## Stated problem
Extract the whole listing as it stands. Do not include the pictures.

::::

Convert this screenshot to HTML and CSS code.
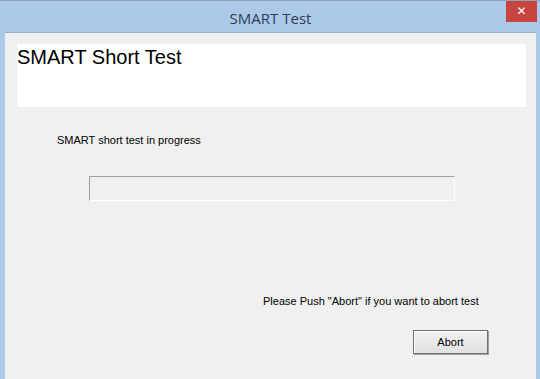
FILE: index.html
```html
<!DOCTYPE html>
<html lang="en">
<head>
  <meta charset="UTF-8" />
  <title>SMART Test</title>
  <link rel="stylesheet" href="styles.css">
</head>
<body>
  <div class="window">
    <div class="titlebar">
      <span class="title">SMART Test</span>
      <button class="close">&#x2715;</button>
    </div>
    <div class="client">
      <div class="header">
        <h1>SMART Short Test</h1>
      </div>
      <p class="status">SMART short test in progress</p>
      <div class="progress"></div>
      <p class="hint">Please Push "Abort" if you want to abort test</p>
      <div class="actions">
        <button class="btn">Abort</button>
      </div>
    </div>
  </div>
</body>
</html>
```

FILE: styles.css
```css
html, body {
  margin: 0;
  padding: 0;
}

body {
  width: 540px;
  height: 379px;
  overflow: hidden;
  font-family: "Liberation Sans", Arial, sans-serif;
}

.window {
  width: 540px;
  height: 379px;
  box-sizing: border-box;
  background: #adc9e9;
  border-top: 1px solid #8ea4be;
  padding: 0 4px 0 5px;
  display: flex;
  flex-direction: column;
}

.titlebar {
  height: 31px;
  position: relative;
  display: flex;
  align-items: center;
  justify-content: center;
}

.title {
  font-family: "Open Sans", "Noto Sans", sans-serif;
  font-size: 15px;
  color: #2d3e52;
  margin-top: 2px;
}

.close {
  position: absolute;
  top: 0;
  right: -1px;
  width: 31px;
  height: 21px;
  border: none;
  background: #c7453f;
  color: #fff;
  font-size: 12px;
  line-height: 21px;
  padding: 0;
  font-family: "DejaVu Sans", sans-serif;
}

.client {
  flex: 1;
  background: #f0f0f0;
  border-top: 1px solid #97aec8;
  padding: 11px 0 0 12px;
  display: flex;
  flex-direction: column;
}

.header {
  background: #fff;
  width: 509px;
  height: 63px;
}

.header h1 {
  margin: 0;
  padding-top: 1px;
  font-size: 20px;
  font-weight: normal;
  color: #000;
  line-height: 24px;
}

.status {
  margin: 27px 0 0 40px;
  font-size: 11px;
  color: #000;
}

.progress {
  margin: 30px 0 0 72px;
  width: 364px;
  height: 23px;
  border: 1px solid #fff;
  border-top-color: #a0a0a0;
  border-left-color: #a0a0a0;
  background: #f0f0f0;
}

.hint {
  margin: 94px 0 0 246px;
  font-size: 11px;
  color: #000;
}

.actions {
  margin: 23px 0 0 396px;
}

.btn {
  width: 75px;
  height: 24px;
  font-family: "Liberation Sans", Arial, sans-serif;
  font-size: 11px;
  color: #000;
  background: linear-gradient(#f2f2f2, #e0e0e0);
  border: 1px solid #707070;
  box-shadow: inset 1px 1px 0 #fff, 1px 1px 0 #a0a0a0;
  padding: 0;
}
```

::::

## Result of this exercise
Convert this screenshot to HTML and CSS code.
FILE: index.html
```html
<!DOCTYPE html>
<html lang="en">
<head>
  <meta charset="UTF-8" />
  <title>SMART Test</title>
  <link rel="stylesheet" href="styles.css">
</head>
<body>
  <div class="window">
    <div class="titlebar">
      <span class="title">SMART Test</span>
      <button class="close">&#x2715;</button>
    </div>
    <div class="client">
      <div class="header">
        <h1>SMART Short Test</h1>
      </div>
      <p class="status">SMART short test in progress</p>
      <div class="progress"></div>
      <p class="hint">Please Push "Abort" if you want to abort test</p>
      <div class="actions">
        <button class="btn">Abort</button>
      </div>
    </div>
  </div>
</body>
</html>
```

FILE: styles.css
```css
html, body {
  margin: 0;
  padding: 0;
}

body {
  width: 540px;
  height: 379px;
  overflow: hidden;
  font-family: "Liberation Sans", Arial, sans-serif;
}

.window {
  width: 540px;
  height: 379px;
  box-sizing: border-box;
  background: #adc9e9;
  border-top: 1px solid #8ea4be;
  padding: 0 4px 0 5px;
  display: flex;
  flex-direction: column;
}

.titlebar {
  height: 31px;
  position: relative;
  display: flex;
  align-items: center;
  justify-content: center;
}

.title {
  font-family: "Open Sans", "Noto Sans", sans-serif;
  font-size: 15px;
  color: #2d3e52;
  margin-top: 2px;
}

.close {
  position: absolute;
  top: 0;
  right: -1px;
  width: 31px;
  height: 21px;
  border: none;
  background: #c7453f;
  color: #fff;
  font-size: 12px;
  line-height: 21px;
  padding: 0;
  font-family: "DejaVu Sans", sans-serif;
}

.client {
  flex: 1;
  background: #f0f0f0;
  border-top: 1px solid #97aec8;
  padding: 11px 0 0 12px;
  display: flex;
  flex-direction: column;
}

.header {
  background: #fff;
  width: 509px;
  height: 63px;
}

.header h1 {
  margin: 0;
  padding-top: 1px;
  font-size: 20px;
  font-weight: normal;
  color: #000;
  line-height: 24px;
}

.status {
  margin: 27px 0 0 40px;
  font-size: 11px;
  color: #000;
}

.progress {
  margin: 30px 0 0 72px;
  width: 364px;
  height: 23px;
  border: 1px solid #fff;
  border-top-color: #a0a0a0;
  border-left-color: #a0a0a0;
  background: #f0f0f0;
}

.hint {
  margin: 94px 0 0 246px;
  font-size: 11px;
  color: #000;
}

.actions {
  margin: 23px 0 0 396px;
}

.btn {
  width: 75px;
  height: 24px;
  font-family: "Liberation Sans", Arial, sans-serif;
  font-size: 11px;
  color: #000;
  background: linear-gradient(#f2f2f2, #e0e0e0);
  border: 1px solid #707070;
  box-shadow: inset 1px 1px 0 #fff, 1px 1px 0 #a0a0a0;
  padding: 0;
}
```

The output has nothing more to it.